Find the lines holding the string "components" in the data, then copy all of them.

═══ Recorded data

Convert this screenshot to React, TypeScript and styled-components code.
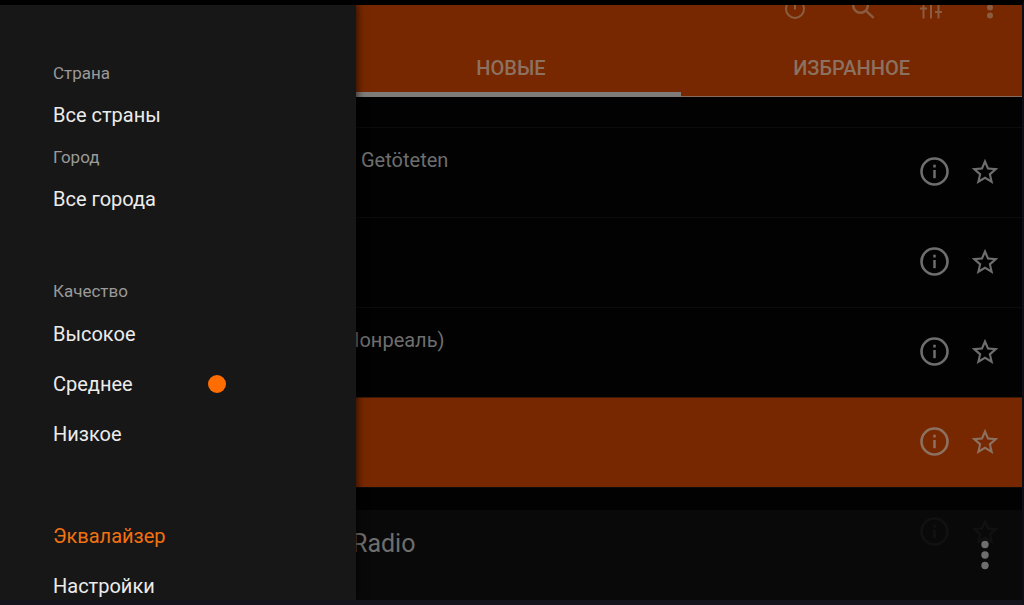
import React, { useState } from "react";
import styled, { createGlobalStyle } from "styled-components";

const color = {
  frame: "#14121a",
  drawer: "#171717",
  accent: "#ff6d00",
  bar: "#772800",
  muted: "#6e6e6e",
  onBar: "#8c7160",
  tool: "#8a5c40",
};

const GlobalStyle = createGlobalStyle`
  * { box-sizing: border-box; }
  body {
    margin: 0;
    background: #000;
    font-family: Roboto, "Liberation Sans", sans-serif;
  }
  button, select, input { font: inherit; color: inherit; margin: 0; }
`;

const Screen = styled.div`
  display: grid;
  grid-template-columns: minmax(0, 1fr);
  min-height: 100vh;
  border-style: solid;
  border-width: 5px 2px 5px 0;
  border-color: #000 #0f0e16 ${color.frame} #000;
`;

const Drawer = styled.aside`
  grid-area: 1 / 1;
  z-index: 2;
  justify-self: start;
  width: 356px;
  padding: 54px 52px 0 53px;
  background: ${color.drawer};
  box-shadow: 0 0 8px 1px rgba(0, 0, 0, 0.7);
  clip-path: inset(0 -16px 0 0);
  color: #ececec;
  font-size: 20px;
  line-height: 28px;
`;

const Group = styled.section`
  display: flex;
  flex-direction: column;
  gap: 14px;
  margin-bottom: 64px;
`;

const Caption = styled.label`
  color: #9a9a9a;
  font-size: 17px;
`;

const Picker = styled.select`
  appearance: none;
  height: 28px;
  padding: 0;
  border: 0;
  background: transparent;
  outline: 0;
`;

const Choices = styled.div`
  display: flex;
  flex-direction: column;
  gap: 22px;
  padding-top: 1px;
`;

const Choice = styled.label`
  display: grid;
  grid-template-columns: 155px 18px;
  align-items: center;
`;

const Dot = styled.input`
  appearance: none;
  width: 18px;
  height: 18px;
  border-radius: 50%;
  &:checked { background: ${color.accent}; }
`;

const Links = styled.nav`
  display: flex;
  flex-direction: column;
  gap: 22px;
  padding-top: 10px;
`;

const DrawerLink = styled.a<{ $active?: boolean }>`
  color: ${(p) => (p.$active ? "#f27111" : "inherit")};
  text-decoration: none;
`;

const Main = styled.main`
  grid-area: 1 / 1;
  display: grid;
  grid-template-columns: minmax(0, 1fr);
  background: #020202;
`;

const Page = styled.div`
  grid-area: 1 / 1;
`;

const Header = styled.header`
  background: ${color.bar};
  color: ${color.onBar};
`;

const Toolbar = styled.div`
  display: flex;
  justify-content: flex-end;
  align-items: flex-end;
  gap: 20px;
  height: 14px;
  margin-bottom: 18px;
  padding-right: 17px;
  overflow: hidden;
  color: ${color.tool};
`;

const IconButton = styled.button<{ $width: number }>`
  display: flex;
  flex: none;
  justify-content: center;
  align-items: center;
  width: ${(p) => p.$width}px;
  padding: 0;
  border: 0;
  background: transparent;
  svg { display: block; }
`;

const Tabs = styled.div`
  display: grid;
  grid-template-columns: repeat(3, 1fr);
  height: 60px;
  border-bottom: 1px solid #8a6a58;
`;

const Tab = styled.button<{ $column: number; $active?: boolean }>`
  grid-column: ${(p) => p.$column};
  height: 60px;
  padding: 6px 0 0;
  border: 0;
  border-bottom: 5px solid ${(p) => (p.$active ? "#7f7b79" : "transparent")};
  background: transparent;
  font-size: 20px;
  font-weight: 500;
`;

const Stations = styled.ul`
  margin: 0;
  padding: 30px 0 0;
  list-style: none;
`;

const Station = styled.li<{ $playing?: boolean }>`
  display: flex;
  justify-content: flex-end;
  height: 90px;
  padding: 0 12px 1px 0;
  border-top: 1px solid ${(p) => (p.$playing ? "#3c1a06" : "#0c0c0c")};
  background: ${(p) => (p.$playing ? color.bar : "transparent")};
  color: ${(p) => (p.$playing ? color.onBar : color.muted)};
`;

const StationText = styled.span<{ $start: number }>`
  flex: 1;
  padding: 18px 0 0 ${(p) => p.$start}px;
  font-size: 20px;
  line-height: 28px;
`;

const Player = styled.footer`
  grid-area: 1 / 1;
  z-index: 1;
  align-self: end;
  display: flex;
  justify-content: space-between;
  height: 90px;
  padding: 0 12px 0 352px;
  background: rgba(10, 10, 10, 0.93);
  color: ${color.muted};
`;

const PlayerTitle = styled.span`
  padding-top: 18px;
  font-size: 25px;
  line-height: 32px;
`;

const InfoIcon = () => (
  <svg width="30" height="30" viewBox="0 0 30 30" fill="none" stroke="currentColor">
    <circle cx="14.5" cy="14.5" r="13" strokeWidth="2.6" />
    <path d="M14.5 13v8.200" strokeWidth="2.5" />
    <path d="M14.5 7.700v2.800" strokeWidth="2.5" />
  </svg>
);

const StarIcon = () => (
  <svg width="32" height="32" viewBox="0 0 24 24" fill="currentColor">
    <path d="M22 9.24l-7.19-.62L12 2 9.19 8.63 2 9.24l5.46 4.73L5.82 21 12 17.27 18.18 21l-1.63-7.03L22 9.24zM12 15.4l-3.76 2.27 1-4.28-3.32-2.88 4.38-.38L12 6.1l1.71 4.04 4.38.38-3.32 2.88 1 4.28L12 15.4z" />
  </svg>
);

const TimerIcon = () => (
  <svg width="28" height="28" viewBox="0 0 28 28" fill="none" stroke="currentColor" strokeWidth="2">
    <path d="M7.6 11.6a9 9 0 1 0 12.8 0" />
    <path d="M14 9v9.500" />
  </svg>
);

const SearchIcon = () => (
  <svg width="28" height="28" viewBox="0 0 28 28" fill="none" stroke="currentColor" strokeWidth="2.5">
    <circle cx="11.5" cy="14.5" r="7.3" />
    <path d="M16.600 19.400l8 7.400" />
  </svg>
);

const MixerIcon = () => (
  <svg width="28" height="28" viewBox="0 0 28 28" fill="none" stroke="currentColor" strokeWidth="2">
    <path d="M6.500 6v21.500M14 6v21.500M21.500 6v21.500" />
    <path d="M3 17.500h7M18 21h7" strokeWidth="2.200" />
  </svg>
);

const MoreIcon = () => (
  <svg width="8" height="28" viewBox="0 0 8 28" fill="currentColor">
    <circle cx="4" cy="9" r="3" />
    <circle cx="4" cy="16.500" r="3" />
    <circle cx="4" cy="24.500" r="3" />
  </svg>
);

const PlayerMenuIcon = () => (
  <svg width="10" height="30" viewBox="0 0 10 30" fill="currentColor">
    <circle cx="5" cy="4.500" r="3.700" />
    <circle cx="5" cy="15" r="3.700" />
    <circle cx="5" cy="25.500" r="3.700" />
  </svg>
);

const stations = [
  { text: "Getöteten", start: 361 },
  { text: "", start: 0 },
  { text: "Монреаль)", start: 342 },
  { text: "", start: 0, playing: true },
  { text: "", start: 0 },
];

const qualities = ["Высокое", "Среднее", "Низкое"];

export default function App() {
  const [quality, setQuality] = useState("Среднее");

  return (
    <>
      <GlobalStyle />
      <Screen>
        <Drawer>
          <Group>
            <Caption htmlFor="country">Страна</Caption>
            <Picker id="country">
              <option>Все страны</option>
            </Picker>
            <Caption htmlFor="city">Город</Caption>
            <Picker id="city">
              <option>Все города</option>
            </Picker>
          </Group>
          <Group role="radiogroup" aria-labelledby="quality">
            <Caption as="span" id="quality">Качество</Caption>
            <Choices>
              {qualities.map((name) => (
                <Choice key={name}>
                  {name}
                  <Dot
                    type="radio"
                    name="quality"
                    checked={quality === name}
                    onChange={() => setQuality(name)}
                  />
                </Choice>
              ))}
            </Choices>
          </Group>
          <Links>
            <DrawerLink href="#equalizer" $active>Эквалайзер</DrawerLink>
            <DrawerLink href="#settings">Настройки</DrawerLink>
          </Links>
        </Drawer>
        <Main>
          <Page>
            <Header>
              <Toolbar>
                <IconButton $width={48}><TimerIcon /></IconButton>
                <IconButton $width={48}><SearchIcon /></IconButton>
                <IconButton $width={48}><MixerIcon /></IconButton>
                <IconButton $width={30}><MoreIcon /></IconButton>
              </Toolbar>
              <Tabs role="tablist">
                <Tab role="tab" $column={2} $active aria-selected>НОВЫЕ</Tab>
                <Tab role="tab" $column={3}>ИЗБРАННОЕ</Tab>
              </Tabs>
            </Header>
            <Stations>
              {stations.map((station, index) => (
                <Station key={index} $playing={station.playing}>
                  {station.text && (
                    <StationText $start={station.start}>{station.text}</StationText>
                  )}
                  <IconButton $width={50}><InfoIcon /></IconButton>
                  <IconButton $width={50}><StarIcon /></IconButton>
                </Station>
              ))}
            </Stations>
          </Page>
          <Player>
            <PlayerTitle>Radio</PlayerTitle>
            <IconButton $width={50}><PlayerMenuIcon /></IconButton>
          </Player>
        </Main>
      </Screen>
    </>
  );
}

══════

Expected answer:
Convert this screenshot to React, TypeScript and styled-components code.
import styled, { createGlobalStyle } from "styled-components";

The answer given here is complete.